====== PROVIDED DATA
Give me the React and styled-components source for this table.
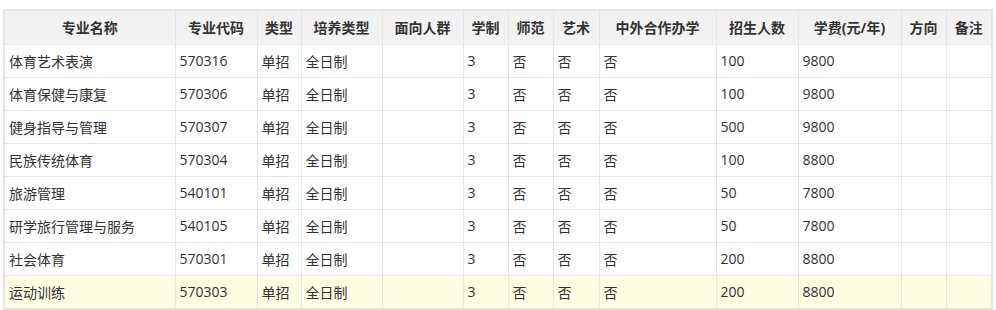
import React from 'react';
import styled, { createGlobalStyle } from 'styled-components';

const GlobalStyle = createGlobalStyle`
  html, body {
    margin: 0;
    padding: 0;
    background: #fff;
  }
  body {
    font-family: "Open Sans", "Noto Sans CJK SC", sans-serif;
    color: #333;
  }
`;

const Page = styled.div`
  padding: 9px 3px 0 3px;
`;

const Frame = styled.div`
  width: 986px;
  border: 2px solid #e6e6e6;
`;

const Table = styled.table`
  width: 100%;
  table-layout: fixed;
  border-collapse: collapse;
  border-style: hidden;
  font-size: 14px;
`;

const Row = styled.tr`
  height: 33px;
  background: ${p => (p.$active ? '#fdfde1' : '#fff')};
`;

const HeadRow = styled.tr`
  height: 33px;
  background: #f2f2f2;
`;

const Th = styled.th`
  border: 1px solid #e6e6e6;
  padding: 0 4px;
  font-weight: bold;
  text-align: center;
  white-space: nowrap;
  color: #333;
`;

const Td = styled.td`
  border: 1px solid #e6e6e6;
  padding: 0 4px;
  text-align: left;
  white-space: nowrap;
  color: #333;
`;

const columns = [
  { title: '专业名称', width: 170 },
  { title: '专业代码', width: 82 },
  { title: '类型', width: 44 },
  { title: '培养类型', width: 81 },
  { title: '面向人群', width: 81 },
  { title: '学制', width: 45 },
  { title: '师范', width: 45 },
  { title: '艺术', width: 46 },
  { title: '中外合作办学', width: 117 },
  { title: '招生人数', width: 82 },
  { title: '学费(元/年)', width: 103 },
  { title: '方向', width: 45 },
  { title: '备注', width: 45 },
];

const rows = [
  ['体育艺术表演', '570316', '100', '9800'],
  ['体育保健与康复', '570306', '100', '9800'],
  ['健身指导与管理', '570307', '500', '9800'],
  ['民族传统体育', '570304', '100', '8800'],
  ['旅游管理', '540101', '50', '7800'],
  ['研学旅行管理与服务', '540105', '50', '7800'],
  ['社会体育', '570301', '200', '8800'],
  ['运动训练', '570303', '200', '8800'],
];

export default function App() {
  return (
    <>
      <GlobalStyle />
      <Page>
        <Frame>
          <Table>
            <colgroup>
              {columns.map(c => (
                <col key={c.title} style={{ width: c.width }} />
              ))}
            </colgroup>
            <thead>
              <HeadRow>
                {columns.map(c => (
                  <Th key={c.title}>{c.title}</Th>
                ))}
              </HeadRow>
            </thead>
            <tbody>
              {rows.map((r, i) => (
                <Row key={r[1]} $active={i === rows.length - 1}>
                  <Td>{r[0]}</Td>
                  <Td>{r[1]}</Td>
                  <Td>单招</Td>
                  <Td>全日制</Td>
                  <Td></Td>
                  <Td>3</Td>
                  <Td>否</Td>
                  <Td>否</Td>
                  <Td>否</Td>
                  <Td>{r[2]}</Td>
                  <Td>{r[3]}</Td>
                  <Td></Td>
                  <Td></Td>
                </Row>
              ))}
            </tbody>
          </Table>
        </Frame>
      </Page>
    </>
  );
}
============
OBJECTIVE →
Copy out the listing exactly as it stands, but not the pictures.

SOLUTION TO THE PROBLEM →
Give me the React and styled-components source for this table.
import React from 'react';
import styled, { createGlobalStyle } from 'styled-components';

const GlobalStyle = createGlobalStyle`
  html, body {
    margin: 0;
    padding: 0;
    background: #fff;
  }
  body {
    font-family: "Open Sans", "Noto Sans CJK SC", sans-serif;
    color: #333;
  }
`;

const Page = styled.div`
  padding: 9px 3px 0 3px;
`;

const Frame = styled.div`
  width: 986px;
  border: 2px solid #e6e6e6;
`;

const Table = styled.table`
  width: 100%;
  table-layout: fixed;
  border-collapse: collapse;
  border-style: hidden;
  font-size: 14px;
`;

const Row = styled.tr`
  height: 33px;
  background: ${p => (p.$active ? '#fdfde1' : '#fff')};
`;

const HeadRow = styled.tr`
  height: 33px;
  background: #f2f2f2;
`;

const Th = styled.th`
  border: 1px solid #e6e6e6;
  padding: 0 4px;
  font-weight: bold;
  text-align: center;
  white-space: nowrap;
  color: #333;
`;

const Td = styled.td`
  border: 1px solid #e6e6e6;
  padding: 0 4px;
  text-align: left;
  white-space: nowrap;
  color: #333;
`;

const columns = [
  { title: '专业名称', width: 170 },
  { title: '专业代码', width: 82 },
  { title: '类型', width: 44 },
  { title: '培养类型', width: 81 },
  { title: '面向人群', width: 81 },
  { title: '学制', width: 45 },
  { title: '师范', width: 45 },
  { title: '艺术', width: 46 },
  { title: '中外合作办学', width: 117 },
  { title: '招生人数', width: 82 },
  { title: '学费(元/年)', width: 103 },
  { title: '方向', width: 45 },
  { title: '备注', width: 45 },
];

const rows = [
  ['体育艺术表演', '570316', '100', '9800'],
  ['体育保健与康复', '570306', '100', '9800'],
  ['健身指导与管理', '570307', '500', '9800'],
  ['民族传统体育', '570304', '100', '8800'],
  ['旅游管理', '540101', '50', '7800'],
  ['研学旅行管理与服务', '540105', '50', '7800'],
  ['社会体育', '570301', '200', '8800'],
  ['运动训练', '570303', '200', '8800'],
];

export default function App() {
  return (
    <>
      <GlobalStyle />
      <Page>
        <Frame>
          <Table>
            <colgroup>
              {columns.map(c => (
                <col key={c.title} style={{ width: c.width }} />
              ))}
            </colgroup>
            <thead>
              <HeadRow>
                {columns.map(c => (
                  <Th key={c.title}>{c.title}</Th>
                ))}
              </HeadRow>
            </thead>
            <tbody>
              {rows.map((r, i) => (
                <Row key={r[1]} $active={i === rows.length - 1}>
                  <Td>{r[0]}</Td>
                  <Td>{r[1]}</Td>
                  <Td>单招</Td>
                  <Td>全日制</Td>
                  <Td></Td>
                  <Td>3</Td>
                  <Td>否</Td>
                  <Td>否</Td>
                  <Td>否</Td>
                  <Td>{r[2]}</Td>
                  <Td>{r[3]}</Td>
                  <Td></Td>
                  <Td></Td>
                </Row>
              ))}
            </tbody>
          </Table>
        </Frame>
      </Page>
    </>
  );
}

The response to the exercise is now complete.